Conversion therapy, incongruently, attributes same-sex orientation of males to a failure of a loving attachment relationship with a father. Such an assumption is implausible in the light of what is known about causes of sexual orientation. Heterosexuals do not prefer the opposite sex because they had good relationships with a same-sex parent, but because of much more basic factors. Some readers may remember the blundering work of John Money in the 1970s; he recommended that a baby boy whose penis had been badly damaged in a circumcision accident should be castrated and raised as a girl. In spite of hormone treatment and constant reinforcement by affectionate and concerned parents, the boy later abandoned the hormone treatment, returned to living as a male, fell in love with a woman, and married. The same considerations apply to same-sex attractions.

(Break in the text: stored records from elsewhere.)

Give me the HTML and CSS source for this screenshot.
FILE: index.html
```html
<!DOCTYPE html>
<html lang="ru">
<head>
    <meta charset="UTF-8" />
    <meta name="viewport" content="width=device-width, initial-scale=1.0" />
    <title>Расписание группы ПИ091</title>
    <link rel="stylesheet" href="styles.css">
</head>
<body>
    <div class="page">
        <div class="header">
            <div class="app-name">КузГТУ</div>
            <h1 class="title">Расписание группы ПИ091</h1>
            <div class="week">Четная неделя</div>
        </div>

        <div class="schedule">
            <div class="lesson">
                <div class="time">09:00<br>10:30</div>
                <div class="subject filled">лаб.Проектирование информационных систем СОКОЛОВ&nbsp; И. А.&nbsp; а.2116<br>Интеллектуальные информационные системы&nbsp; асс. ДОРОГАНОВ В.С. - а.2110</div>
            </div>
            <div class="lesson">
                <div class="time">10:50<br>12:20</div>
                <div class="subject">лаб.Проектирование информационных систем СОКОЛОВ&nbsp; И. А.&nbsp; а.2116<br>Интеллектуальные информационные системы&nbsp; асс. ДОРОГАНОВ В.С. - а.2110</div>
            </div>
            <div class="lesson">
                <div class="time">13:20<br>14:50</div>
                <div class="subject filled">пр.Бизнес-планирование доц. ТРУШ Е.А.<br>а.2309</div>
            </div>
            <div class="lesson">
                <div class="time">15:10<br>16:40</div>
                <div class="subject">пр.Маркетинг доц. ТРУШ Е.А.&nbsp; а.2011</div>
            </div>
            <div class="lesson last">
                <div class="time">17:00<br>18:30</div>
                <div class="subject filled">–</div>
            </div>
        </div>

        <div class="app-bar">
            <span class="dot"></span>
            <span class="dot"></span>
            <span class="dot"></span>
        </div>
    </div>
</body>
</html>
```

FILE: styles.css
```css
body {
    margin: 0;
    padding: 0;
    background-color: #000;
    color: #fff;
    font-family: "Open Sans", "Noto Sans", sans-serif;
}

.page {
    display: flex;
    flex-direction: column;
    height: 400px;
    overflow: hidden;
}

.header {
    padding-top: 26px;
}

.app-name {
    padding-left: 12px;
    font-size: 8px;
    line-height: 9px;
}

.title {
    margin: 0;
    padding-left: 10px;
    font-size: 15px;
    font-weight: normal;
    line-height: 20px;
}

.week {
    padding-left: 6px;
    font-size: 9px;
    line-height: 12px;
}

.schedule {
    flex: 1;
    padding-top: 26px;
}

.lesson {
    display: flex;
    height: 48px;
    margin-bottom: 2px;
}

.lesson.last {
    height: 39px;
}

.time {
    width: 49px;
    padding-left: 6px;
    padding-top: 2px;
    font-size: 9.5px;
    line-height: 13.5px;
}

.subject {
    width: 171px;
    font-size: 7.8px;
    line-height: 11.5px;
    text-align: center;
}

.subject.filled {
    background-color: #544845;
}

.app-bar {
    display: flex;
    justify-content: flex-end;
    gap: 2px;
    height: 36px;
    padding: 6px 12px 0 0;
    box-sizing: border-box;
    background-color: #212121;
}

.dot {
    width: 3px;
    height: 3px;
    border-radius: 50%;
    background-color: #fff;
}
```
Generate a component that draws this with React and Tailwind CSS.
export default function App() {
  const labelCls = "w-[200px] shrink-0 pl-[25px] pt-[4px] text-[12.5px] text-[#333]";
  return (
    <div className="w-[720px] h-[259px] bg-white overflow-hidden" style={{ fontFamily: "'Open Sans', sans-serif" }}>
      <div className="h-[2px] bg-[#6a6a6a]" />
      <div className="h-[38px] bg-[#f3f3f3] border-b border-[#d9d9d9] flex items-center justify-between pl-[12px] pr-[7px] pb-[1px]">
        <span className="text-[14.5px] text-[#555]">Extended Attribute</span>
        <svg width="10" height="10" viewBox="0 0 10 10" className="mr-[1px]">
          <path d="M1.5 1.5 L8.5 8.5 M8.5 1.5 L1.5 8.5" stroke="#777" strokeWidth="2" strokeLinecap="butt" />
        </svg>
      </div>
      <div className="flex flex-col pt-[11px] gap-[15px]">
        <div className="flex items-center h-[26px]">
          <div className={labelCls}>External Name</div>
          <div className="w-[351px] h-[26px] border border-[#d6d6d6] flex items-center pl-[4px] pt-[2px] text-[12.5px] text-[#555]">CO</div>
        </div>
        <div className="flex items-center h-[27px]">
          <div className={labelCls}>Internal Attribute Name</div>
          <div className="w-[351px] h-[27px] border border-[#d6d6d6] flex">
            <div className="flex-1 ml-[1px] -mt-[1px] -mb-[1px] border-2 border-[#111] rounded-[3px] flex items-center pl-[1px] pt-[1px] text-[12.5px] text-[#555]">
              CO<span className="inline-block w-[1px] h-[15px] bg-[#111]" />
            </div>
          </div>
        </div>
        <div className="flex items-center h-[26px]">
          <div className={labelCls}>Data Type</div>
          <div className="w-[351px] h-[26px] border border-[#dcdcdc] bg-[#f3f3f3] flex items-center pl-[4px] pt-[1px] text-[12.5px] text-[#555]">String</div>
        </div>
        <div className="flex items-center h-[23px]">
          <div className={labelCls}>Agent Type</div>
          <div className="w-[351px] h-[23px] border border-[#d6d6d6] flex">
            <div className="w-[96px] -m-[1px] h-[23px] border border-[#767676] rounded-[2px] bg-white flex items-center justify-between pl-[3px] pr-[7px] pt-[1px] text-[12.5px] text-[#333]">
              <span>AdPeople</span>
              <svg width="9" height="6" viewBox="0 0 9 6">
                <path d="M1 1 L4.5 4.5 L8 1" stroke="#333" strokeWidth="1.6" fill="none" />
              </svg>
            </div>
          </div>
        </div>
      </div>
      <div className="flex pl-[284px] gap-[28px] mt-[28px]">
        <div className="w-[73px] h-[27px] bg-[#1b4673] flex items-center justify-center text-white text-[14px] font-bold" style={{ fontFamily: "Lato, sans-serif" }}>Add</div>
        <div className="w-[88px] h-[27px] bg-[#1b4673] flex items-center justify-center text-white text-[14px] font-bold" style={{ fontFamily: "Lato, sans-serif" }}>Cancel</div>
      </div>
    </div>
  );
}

Conversion therapy is also incongruent with established knowledge about development in its use of the attachment concept. Rather than following conventional theory and research about the natural history of emotional attachment, conversion therapy has simply picked up the views of another alternative psychotherapy, so-called Attachment Therapy. Attachment Therapy, which is also potentially harmful and without supportive research evidence, which assumes that emotional attachment is caused by experiences of dependency and by prolonged eye contact, and which posits that where attachment has failed it can be produced in older persons by experiences of physical restraint and forced submission. Conversion therapy also uses methods that attempt to re-enact through physical restraint the experiences that are erroneously believed to be the causes of attachment--  at the same time that its practitioners erroneously assume that attachment is related to same-sex or opposite-sex attraction.  (Bizarrely, this produces a situation in which a young man lies in the arms of an older male therapist in order to be persuaded not to be attracted to males.)

Conversion therapy is thus clearly implausible, as well as being without an evidence basis and potentially harmful. It is an alternative psychotherapy, and that is why conventional mental health professionals do not study or practice it.

But should all alternative psychotherapies be prohibited by law? This is tempting, but would seem to be a Draconian measure that would violate the First and Fourteenth Amendments, if treatment of adults were included. Minors, however, need and deserve the full protection of the law against ineffective, unsafe treatments, whether medical or psychological. I hope the appeals court in New Jersey will act to provide that protection against conversion therapy.